Dataset excerpt -
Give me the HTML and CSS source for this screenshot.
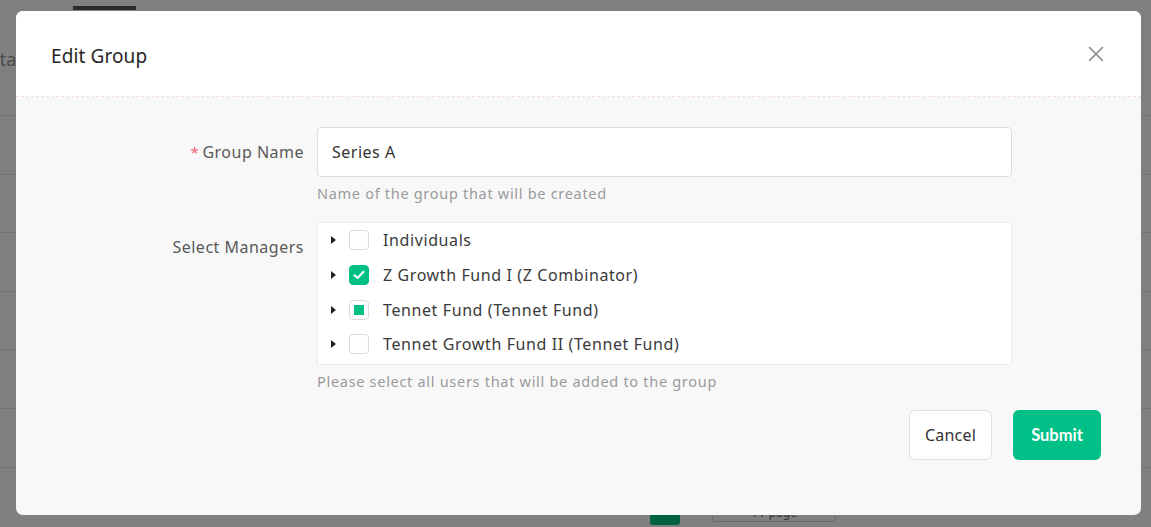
FILE: index.html
```html
<!DOCTYPE html>
<html lang="en">
<head>
<meta charset="utf-8">
<title>Edit Group</title>
<link rel="stylesheet" href="styles.css">
</head>
<body>
<div class="page">
  <div class="page-top">
    <div class="tab-bar"></div>
  </div>
  <div class="page-title">Total</div>
  <div class="page-rows">
    <div class="page-row"></div>
    <div class="page-row"></div>
    <div class="page-row"></div>
    <div class="page-row"></div>
    <div class="page-row"></div>
    <div class="page-row"></div>
    <div class="page-row"></div>
  </div>
  <div class="page-pager">
    <span class="pager-btn"></span>
    <span class="pager-box">1 / page</span>
  </div>
</div>

<div class="overlay">
  <div class="modal">
    <div class="modal-header">
      <h2 class="modal-title">Edit Group</h2>
      <button class="modal-close" aria-label="Close">
        <svg width="16" height="16" viewBox="0 0 16 16"><path d="M1.5 1.5 L14.5 14.5 M14.5 1.5 L1.5 14.5" stroke="#8a8a8a" stroke-width="1.6" fill="none" stroke-linecap="round"/></svg>
      </button>
    </div>
    <div class="modal-body">
      <div class="form-row">
        <label class="form-label"><span class="req">*</span>Group Name</label>
        <div class="form-control">
          <input class="text-input" type="text" value="Series A">
          <div class="help">Name of the group that will be created</div>
        </div>
      </div>
      <div class="form-row">
        <label class="form-label tall">Select Managers</label>
        <div class="form-control">
          <div class="tree">
            <div class="tree-row">
              <span class="caret"></span>
              <span class="cb"></span>
              <span class="tree-text">Individuals</span>
            </div>
            <div class="tree-row">
              <span class="caret"></span>
              <span class="cb checked"><svg width="12" height="10" viewBox="0 0 12 10"><path d="M1.5 5.2 L4.6 8 L10.5 1.8" stroke="#fff" stroke-width="2" fill="none" stroke-linecap="round" stroke-linejoin="round"/></svg></span>
              <span class="tree-text">Z Growth Fund I (Z Combinator)</span>
            </div>
            <div class="tree-row">
              <span class="caret"></span>
              <span class="cb partial"><span class="dot"></span></span>
              <span class="tree-text">Tennet Fund (Tennet Fund)</span>
            </div>
            <div class="tree-row">
              <span class="caret"></span>
              <span class="cb"></span>
              <span class="tree-text">Tennet Growth Fund II (Tennet Fund)</span>
            </div>
          </div>
          <div class="help">Please select all users that will be added to the group</div>
        </div>
      </div>
      <div class="actions">
        <button class="btn btn-cancel">Cancel</button>
        <button class="btn btn-submit">Submit</button>
      </div>
    </div>
  </div>
</div>
</body>
</html>
```

FILE: styles.css
```css
* { box-sizing: border-box; }
html, body { margin: 0; padding: 0; }
body {
  width: 1151px;
  height: 527px;
  overflow: hidden;
  background: #808080;
  font-family: "Noto Sans", "Open Sans", "Liberation Sans", sans-serif;
  position: relative;
}

/* dimmed page behind the modal */
.page { height: 527px; }
.page-top { height: 20px; padding: 6px 0 0 73px; }
.tab-bar { width: 63px; height: 4px; background: #2b2b2b; }
.page-title {
  margin-left: -20px;
  padding-top: 28px;
  font-size: 18px;
  line-height: 22px;
  color: #4a4a4a;
  height: 52px;
}
.page-rows { padding-top: 43px; }
.page-row { height: 58.6px; border-top: 1px solid #747474; }
.page-pager {
  position: absolute;
  left: 650px;
  top: 505px;
  display: flex;
  gap: 32px;
}
.pager-btn { width: 30px; height: 17px; background: #00623f; border-radius: 3px; margin-top: 3px; }
.pager-box {
  width: 124px; height: 17px;
  border: 1px solid #6a6a6a;
  border-radius: 4px;
  font-size: 12px; color: #333; text-align: center; line-height: 14px;
}

.overlay {
  position: absolute;
  inset: 0;
  padding: 11px 10px 12px 16px;
}
.modal {
  width: 1125px;
  height: 504px;
  background: #f8f8f8;
  border-radius: 7px;
  overflow: hidden;
  display: flex;
  flex-direction: column;
}
.modal-header {
  height: 86px;
  background: #fff;
  border-bottom: 1px dashed #f6dde2;
  display: flex;
  align-items: center;
  justify-content: space-between;
  padding: 0 37px 0 35px;
  flex-shrink: 0;
}
.modal-title {
  margin: 0;
  font-size: 19px;
  font-weight: 400;
  color: #262626;
  letter-spacing: 0.1px;
  padding-top: 4px;
}
.modal-close {
  border: 0; background: none; padding: 0;
  width: 16px; height: 16px;
  display: flex;
}

.modal-body {
  padding: 30px 40px 0 0;
  display: flex;
  flex-direction: column;
}
.form-row {
  display: grid;
  grid-template-columns: 301px 695px;
  margin-bottom: 18px;
}
.form-label {
  text-align: right;
  padding-right: 13px;
  font-size: 16px;
  color: #595959;
  line-height: 50px;
  height: 50px;
  letter-spacing: 0.5px;
}
.req { color: #f0646f; margin-right: 3px; font-size: 15px; }
.text-input {
  display: block;
  width: 695px;
  height: 50px;
  border: 1px solid #dcdcdc;
  border-radius: 4px;
  background: #fff;
  padding: 0 14px;
  font-family: inherit;
  font-size: 16px;
  letter-spacing: 0.5px;
  color: #333;
  outline: none;
}
.help {
  margin-top: 5px;
  font-size: 14.5px;
  color: #9b9b9b;
  line-height: 22px;
  letter-spacing: 0.7px;
}
.tree {
  border: 1px solid #f5e8ea;
  background: #fff;
  padding: 0 0 2px;
}
.tree-row {
  height: 34.7px;
  display: flex;
  align-items: center;
  padding-left: 13px;
}
.caret {
  width: 0; height: 0;
  border-top: 4px solid transparent;
  border-bottom: 4px solid transparent;
  border-left: 5px solid #222;
  margin-right: 13px;
}
.cb {
  width: 20px; height: 20px;
  border: 1px solid #dadada;
  border-radius: 4px;
  background: #fff;
  display: flex;
  align-items: center;
  justify-content: center;
  margin-right: 14px;
}
.cb.checked { background: #00bf85; border-color: #00bf85; }
.cb .dot { width: 10px; height: 10px; background: #00bf85; }
.tree-text { font-size: 16px; color: #3a3a3a; letter-spacing: 0.6px; }

.actions {
  display: flex;
  justify-content: flex-end;
  gap: 21px;
  padding-right: 0;
  margin-top: 0;
}
.btn {
  height: 50px;
  border-radius: 6px;
  font-family: inherit;
  font-size: 16px;
  cursor: pointer;
}
.btn-cancel {
  width: 83px;
  background: #fff;
  border: 1px solid #e6dcdc;
  color: #333;
  letter-spacing: 0.2px;
}
.btn-submit {
  width: 88px;
  background: #00c087;
  border: 0;
  color: #fff;
  font-weight: 700;
  font-size: 16.5px;
  font-family: "Lato", "Noto Sans", sans-serif;
}
```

Task to complete - Omit the pictures and output all of the other material exactly.

Reply to the exercise -
Give me the HTML and CSS source for this screenshot.
FILE: index.html
```html
<!DOCTYPE html>
<html lang="en">
<head>
<meta charset="utf-8">
<title>Edit Group</title>
<link rel="stylesheet" href="styles.css">
</head>
<body>
<div class="page">
  <div class="page-top">
    <div class="tab-bar"></div>
  </div>
  <div class="page-title">Total</div>
  <div class="page-rows">
    <div class="page-row"></div>
    <div class="page-row"></div>
    <div class="page-row"></div>
    <div class="page-row"></div>
    <div class="page-row"></div>
    <div class="page-row"></div>
    <div class="page-row"></div>
  </div>
  <div class="page-pager">
    <span class="pager-btn"></span>
    <span class="pager-box">1 / page</span>
  </div>
</div>

<div class="overlay">
  <div class="modal">
    <div class="modal-header">
      <h2 class="modal-title">Edit Group</h2>
      <button class="modal-close" aria-label="Close">
        <svg width="16" height="16" viewBox="0 0 16 16"><path d="M1.5 1.5 L14.5 14.5 M14.5 1.5 L1.5 14.5" stroke="#8a8a8a" stroke-width="1.6" fill="none" stroke-linecap="round"/></svg>
      </button>
    </div>
    <div class="modal-body">
      <div class="form-row">
        <label class="form-label"><span class="req">*</span>Group Name</label>
        <div class="form-control">
          <input class="text-input" type="text" value="Series A">
          <div class="help">Name of the group that will be created</div>
        </div>
      </div>
      <div class="form-row">
        <label class="form-label tall">Select Managers</label>
        <div class="form-control">
          <div class="tree">
            <div class="tree-row">
              <span class="caret"></span>
              <span class="cb"></span>
              <span class="tree-text">Individuals</span>
            </div>
            <div class="tree-row">
              <span class="caret"></span>
              <span class="cb checked"><svg width="12" height="10" viewBox="0 0 12 10"><path d="M1.5 5.2 L4.6 8 L10.5 1.8" stroke="#fff" stroke-width="2" fill="none" stroke-linecap="round" stroke-linejoin="round"/></svg></span>
              <span class="tree-text">Z Growth Fund I (Z Combinator)</span>
            </div>
            <div class="tree-row">
              <span class="caret"></span>
              <span class="cb partial"><span class="dot"></span></span>
              <span class="tree-text">Tennet Fund (Tennet Fund)</span>
            </div>
            <div class="tree-row">
              <span class="caret"></span>
              <span class="cb"></span>
              <span class="tree-text">Tennet Growth Fund II (Tennet Fund)</span>
            </div>
          </div>
          <div class="help">Please select all users that will be added to the group</div>
        </div>
      </div>
      <div class="actions">
        <button class="btn btn-cancel">Cancel</button>
        <button class="btn btn-submit">Submit</button>
      </div>
    </div>
  </div>
</div>
</body>
</html>
```

FILE: styles.css
```css
* { box-sizing: border-box; }
html, body { margin: 0; padding: 0; }
body {
  width: 1151px;
  height: 527px;
  overflow: hidden;
  background: #808080;
  font-family: "Noto Sans", "Open Sans", "Liberation Sans", sans-serif;
  position: relative;
}

/* dimmed page behind the modal */
.page { height: 527px; }
.page-top { height: 20px; padding: 6px 0 0 73px; }
.tab-bar { width: 63px; height: 4px; background: #2b2b2b; }
.page-title {
  margin-left: -20px;
  padding-top: 28px;
  font-size: 18px;
  line-height: 22px;
  color: #4a4a4a;
  height: 52px;
}
.page-rows { padding-top: 43px; }
.page-row { height: 58.6px; border-top: 1px solid #747474; }
.page-pager {
  position: absolute;
  left: 650px;
  top: 505px;
  display: flex;
  gap: 32px;
}
.pager-btn { width: 30px; height: 17px; background: #00623f; border-radius: 3px; margin-top: 3px; }
.pager-box {
  width: 124px; height: 17px;
  border: 1px solid #6a6a6a;
  border-radius: 4px;
  font-size: 12px; color: #333; text-align: center; line-height: 14px;
}

.overlay {
  position: absolute;
  inset: 0;
  padding: 11px 10px 12px 16px;
}
.modal {
  width: 1125px;
  height: 504px;
  background: #f8f8f8;
  border-radius: 7px;
  overflow: hidden;
  display: flex;
  flex-direction: column;
}
.modal-header {
  height: 86px;
  background: #fff;
  border-bottom: 1px dashed #f6dde2;
  display: flex;
  align-items: center;
  justify-content: space-between;
  padding: 0 37px 0 35px;
  flex-shrink: 0;
}
.modal-title {
  margin: 0;
  font-size: 19px;
  font-weight: 400;
  color: #262626;
  letter-spacing: 0.1px;
  padding-top: 4px;
}
.modal-close {
  border: 0; background: none; padding: 0;
  width: 16px; height: 16px;
  display: flex;
}

.modal-body {
  padding: 30px 40px 0 0;
  display: flex;
  flex-direction: column;
}
.form-row {
  display: grid;
  grid-template-columns: 301px 695px;
  margin-bottom: 18px;
}
.form-label {
  text-align: right;
  padding-right: 13px;
  font-size: 16px;
  color: #595959;
  line-height: 50px;
  height: 50px;
  letter-spacing: 0.5px;
}
.req { color: #f0646f; margin-right: 3px; font-size: 15px; }
.text-input {
  display: block;
  width: 695px;
  height: 50px;
  border: 1px solid #dcdcdc;
  border-radius: 4px;
  background: #fff;
  padding: 0 14px;
  font-family: inherit;
  font-size: 16px;
  letter-spacing: 0.5px;
  color: #333;
  outline: none;
}
.help {
  margin-top: 5px;
  font-size: 14.5px;
  color: #9b9b9b;
  line-height: 22px;
  letter-spacing: 0.7px;
}
.tree {
  border: 1px solid #f5e8ea;
  background: #fff;
  padding: 0 0 2px;
}
.tree-row {
  height: 34.7px;
  display: flex;
  align-items: center;
  padding-left: 13px;
}
.caret {
  width: 0; height: 0;
  border-top: 4px solid transparent;
  border-bottom: 4px solid transparent;
  border-left: 5px solid #222;
  margin-right: 13px;
}
.cb {
  width: 20px; height: 20px;
  border: 1px solid #dadada;
  border-radius: 4px;
  background: #fff;
  display: flex;
  align-items: center;
  justify-content: center;
  margin-right: 14px;
}
.cb.checked { background: #00bf85; border-color: #00bf85; }
.cb .dot { width: 10px; height: 10px; background: #00bf85; }
.tree-text { font-size: 16px; color: #3a3a3a; letter-spacing: 0.6px; }

.actions {
  display: flex;
  justify-content: flex-end;
  gap: 21px;
  padding-right: 0;
  margin-top: 0;
}
.btn {
  height: 50px;
  border-radius: 6px;
  font-family: inherit;
  font-size: 16px;
  cursor: pointer;
}
.btn-cancel {
  width: 83px;
  background: #fff;
  border: 1px solid #e6dcdc;
  color: #333;
  letter-spacing: 0.2px;
}
.btn-submit {
  width: 88px;
  background: #00c087;
  border: 0;
  color: #fff;
  font-weight: 700;
  font-size: 16.5px;
  font-family: "Lato", "Noto Sans", sans-serif;
}
```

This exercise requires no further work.